Aprovechamos el intercambio para preguntar por la réplica tridimensional casi exacta del bar que vimos en una vitrina, sujetada de la pared al otro lado del local. Aprendimos que fue un regalo del artista Alberto “Betto” Gómez Irizarry, quien frecuenta el lugar.
En el camino de vuelta al estacionamiento, vimos a otro músico. Este practicaba tocar una flauta con música instrumental de fondo y nos detuvimos para escucharle un rato. Cuando bajamos por la Calle Recinto Sur, nos topamos con el mismo apartamento de la esquina donde estaba aquel señor regando sus plantas. Nos percatamos de que había una única silla en el balcón que, por alguna extraña razón, tuve que detenerme a observar. Parte de mí sabía con certeza de que el señor jardinero se sentaba solo en esa silla. Tal vez, apreciando un pocillo en la mañana, tal vez, imaginando lo que pudo haber sido su vida si hubiese perseguido un sueño que terminó perdido en la intención.

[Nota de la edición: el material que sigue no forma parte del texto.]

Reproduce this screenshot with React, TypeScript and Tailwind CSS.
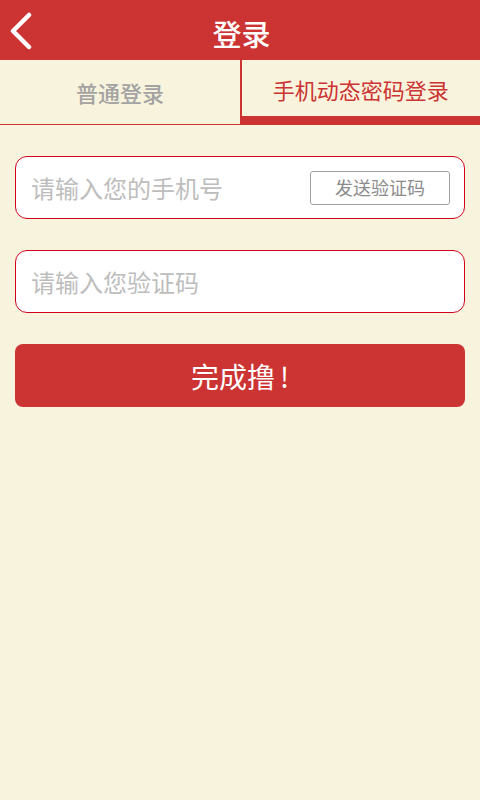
export default function App() {
  const font = { fontFamily: '"Noto Sans CJK SC", "Noto Sans", sans-serif' };
  return (
    <div className="w-[480px] h-[800px] bg-[#f8f3dc] flex flex-col" style={font}>
      <div className="h-[60px] bg-[#cc3333] relative flex items-center justify-center">
        <svg className="absolute left-[8px] top-[12px]" width="26" height="38" viewBox="0 0 26 38">
          <path d="M21 3 L5 19 L21 35" fill="none" stroke="#fff" strokeWidth="4.5" strokeLinecap="round" strokeLinejoin="round" />
        </svg>
        <span className="text-white text-[29px] font-medium leading-none mt-[6px] ml-[3px]">登录</span>
      </div>
      <div className="flex h-[65px]">
        <div className="w-[240px] flex items-center justify-center border-b-[1.5px] border-[#cc3333] text-[#a3a3a3] text-[22px] font-medium">
          普通登录
        </div>
        <div className="w-[1.5px] bg-[#cc3333]" />
        <div className="flex-1 flex flex-col">
          <div className="flex-1 flex items-center justify-center text-[#cc3333] text-[22px] pt-[2px]">
            手机动态密码登录
          </div>
          <div className="h-[9px] bg-[#cc3333]" />
        </div>
      </div>
      <div className="px-[15px] pt-[31px] flex flex-col">
        <div className="h-[63px] bg-white border border-[#d0021b] rounded-[12px] flex items-center pl-[15px] pr-[14px]">
          <span className="flex-1 text-[24px] text-[#bdbdbd]">请输入您的手机号</span>
          <div className="w-[140px] h-[34px] border border-[#a0a0a0] rounded-[3px] flex items-center justify-center text-[18px] text-[#8c8c8c]">
            发送验证码
          </div>
        </div>
        <div className="h-[63px] mt-[31px] bg-white border border-[#d0021b] rounded-[12px] flex items-center pl-[15px]">
          <span className="text-[24px] text-[#bdbdbd]">请输入您验证码</span>
        </div>
        <div className="h-[63px] mt-[31px] bg-[#cc3333] rounded-[8px] flex items-center justify-center text-white text-[28px]">
          <span>完成撸</span>
          <span className="ml-[5px]">!</span>
        </div>
      </div>
    </div>
  );
}
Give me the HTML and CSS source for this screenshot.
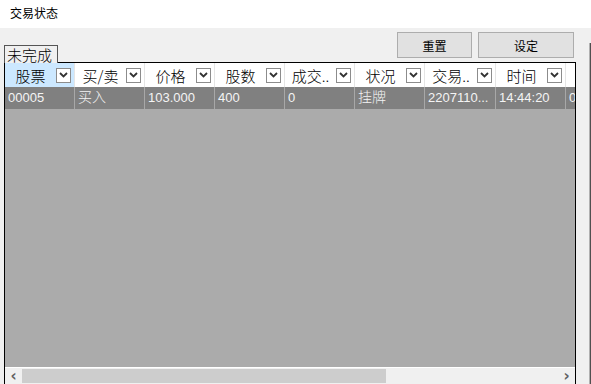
FILE: index.html
```html
<!DOCTYPE html>
<html lang="zh-CN">
<head>
    <meta charset="UTF-8">
    <title>交易状态</title>
    <link rel="stylesheet" href="styles.css">
</head>
<body>
    <div class="titlebar">交易状态</div>

    <div class="panel">
        <div class="content">
            <div class="toolbar">
                <div class="tab">未完成</div>
                <div class="buttons">
                    <button class="btn btn-reset">重置</button>
                    <button class="btn btn-set">设定</button>
                </div>
            </div>

            <div class="grid-frame">
                <div class="grid">
                    <div class="row head-row">
                        <div class="cell col-a selected"><span class="label">股票</span><span class="drop"><svg width="9" height="6" viewBox="0 0 9 6"><polyline points="1,1 4.5,4.5 8,1" fill="none" stroke="#333" stroke-width="1.8"/></svg></span></div>
                        <div class="cell col-b"><span class="label">买/卖</span><span class="drop"><svg width="9" height="6" viewBox="0 0 9 6"><polyline points="1,1 4.5,4.5 8,1" fill="none" stroke="#333" stroke-width="1.8"/></svg></span></div>
                        <div class="cell col-c"><span class="label">价格</span><span class="drop"><svg width="9" height="6" viewBox="0 0 9 6"><polyline points="1,1 4.5,4.5 8,1" fill="none" stroke="#333" stroke-width="1.8"/></svg></span></div>
                        <div class="cell col-d"><span class="label">股数</span><span class="drop"><svg width="9" height="6" viewBox="0 0 9 6"><polyline points="1,1 4.5,4.5 8,1" fill="none" stroke="#333" stroke-width="1.8"/></svg></span></div>
                        <div class="cell col-e"><span class="label">成交..</span><span class="drop"><svg width="9" height="6" viewBox="0 0 9 6"><polyline points="1,1 4.5,4.5 8,1" fill="none" stroke="#333" stroke-width="1.8"/></svg></span></div>
                        <div class="cell col-f"><span class="label">状况</span><span class="drop"><svg width="9" height="6" viewBox="0 0 9 6"><polyline points="1,1 4.5,4.5 8,1" fill="none" stroke="#333" stroke-width="1.8"/></svg></span></div>
                        <div class="cell col-g"><span class="label">交易..</span><span class="drop"><svg width="9" height="6" viewBox="0 0 9 6"><polyline points="1,1 4.5,4.5 8,1" fill="none" stroke="#333" stroke-width="1.8"/></svg></span></div>
                        <div class="cell col-h"><span class="label">时间</span><span class="drop"><svg width="9" height="6" viewBox="0 0 9 6"><polyline points="1,1 4.5,4.5 8,1" fill="none" stroke="#333" stroke-width="1.8"/></svg></span></div>
                        <div class="cell col-i"></div>
                    </div>

                    <div class="row data-row">
                        <div class="cell col-a">00005</div>
                        <div class="cell col-b cjk">买入</div>
                        <div class="cell col-c">103.000</div>
                        <div class="cell col-d">400</div>
                        <div class="cell col-e">0</div>
                        <div class="cell col-f cjk">挂牌</div>
                        <div class="cell col-g">2207110...</div>
                        <div class="cell col-h">14:44:20</div>
                        <div class="cell col-i">0</div>
                    </div>

                    <div class="grid-empty"></div>
                </div>

                <div class="hscroll">
                    <span class="arrow">&#8249;</span>
                    <div class="track"><div class="thumb"></div></div>
                    <span class="arrow">&#8250;</span>
                </div>
            </div>
        </div>
        <div class="edge"></div>
    </div>
</body>
</html>
```

FILE: styles.css
```css
* {
    margin: 0;
    padding: 0;
    box-sizing: border-box;
}

body {
    width: 591px;
    height: 384px;
    overflow: hidden;
    font-family: "Noto Sans CJK SC", "Liberation Sans", sans-serif;
    font-size: 12px;
    color: #000;
    background: #f0f0f0;
}

.titlebar {
    height: 28px;
    background: #ffffff;
    padding: 5px 0 0 10px;
    font-size: 12px;
    line-height: 16px;
}

.panel {
    display: flex;
    height: 356px;
    background: #f0f0f0;
}

.content {
    width: 577px;
    padding-left: 4px;
    display: flex;
    flex-direction: column;
}

.edge {
    width: 2px;
    margin-left: 12px;
    margin-top: 15px;
    background: #505050;
    border-left: 1px solid #b0b0b0;
}

/* tab + buttons */
.toolbar {
    height: 34px;
    display: flex;
    justify-content: space-between;
    align-items: flex-end;
}

.tab {
    width: 54px;
    height: 18px;
    margin-bottom: -1px;
    border: 1px solid #555;
    border-bottom: none;
    background: #f0f0f0;
    font-size: 15px;
    font-weight: 300;
    line-height: 17px;
    padding-left: 2px;
    position: relative;
    z-index: 1;
}

.buttons {
    display: flex;
    gap: 6px;
    align-self: flex-start;
    margin-top: 4px;
    margin-right: 3px;
}

.btn {
    height: 26px;
    background: #e1e1e1;
    border: 1px solid #adadad;
    font-family: "Noto Sans CJK SC", sans-serif;
    font-size: 12px;
    color: #000;
}

.btn-reset {
    width: 75px;
}

.btn-set {
    width: 96px;
}

/* grid */
.grid-frame {
    flex: 1;
    width: 572px;
    border: 1px solid #000;
    border-bottom: none;
    display: flex;
    flex-direction: column;
}

.grid {
    flex: 1;
    display: flex;
    flex-direction: column;
    background: #ababab;
    overflow: hidden;
}

.row {
    display: flex;
    white-space: nowrap;
}

.cell {
    flex: none;
    overflow: hidden;
}

.col-a, .col-b, .col-c, .col-d, .col-e, .col-f, .col-h { width: 70px; }
.col-g { width: 71px; }
.col-i { width: 20px; }

.head-row {
    height: 24px;
    background: #ffffff;
}

.head-row .cell {
    display: flex;
    align-items: center;
    height: 24px;
    border-right: 1px solid #e5e5e5;
    font-size: 15px;
    font-weight: 300;
}

.head-row .cell.selected {
    background: #cce8ff;
}

.head-row .label {
    flex: 1;
    text-align: center;
    overflow: hidden;
}

.drop {
    width: 15px;
    height: 15px;
    margin-right: 3px;
    border: 1px solid #8c8c8c;
    background: #fff;
    display: flex;
    align-items: center;
    justify-content: center;
}

.data-row {
    height: 22px;
    background: #808080;
    color: #f4f4f4;
}

.data-row .cell {
    height: 22px;
    display: flex;
    align-items: center;
    padding-left: 3px;
    border-right: 1px solid #a8a8a8;
    font-family: "Liberation Sans", sans-serif;
    font-size: 13px;
    line-height: 16px;
}

.data-row .cell.cjk {
    font-family: "Noto Sans CJK SC", sans-serif;
    font-size: 14px;
    font-weight: 300;
    line-height: 16px;
    padding-bottom: 4px;
}

.grid-empty {
    flex: 1;
}

/* horizontal scrollbar */
.hscroll {
    height: 17px;
    border-top: 1px solid #ffffff;
    background: #f0f0f0;
    display: flex;
    align-items: center;
}

.arrow {
    width: 17px;
    text-align: center;
    font-family: "DejaVu Sans", sans-serif;
    font-size: 15px;
    font-weight: bold;
    color: #606060;
    line-height: 16px;
}

.track {
    flex: 1;
    height: 16px;
    display: flex;
    align-items: center;
}

.thumb {
    width: 364px;
    height: 14px;
    background: #cdcdcd;
}
```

Me pregunté cómo debía verse el mundo desde aquella altura. Tal vez, se imagina sobando a una gata tricolora en cuclillas, o sentado en una plaza tocando una guitarra. Tal vez, se piensa sentado en una barra, tomando un trago con la compañía de un gato y escuchando sobre la obra de un gran artista. Tal vez, observa las protestas del pueblo y, por su condición cronológica, no puede formar parte del bullicio. Tal vez, raja la papeleta con ganas de un cambio. Tal vez, una silla en el balcón es su mejor forma de resistir. Fotografié aquella escena y me declaré que, a veces, el infinito se encuentra en la silla de un balcón.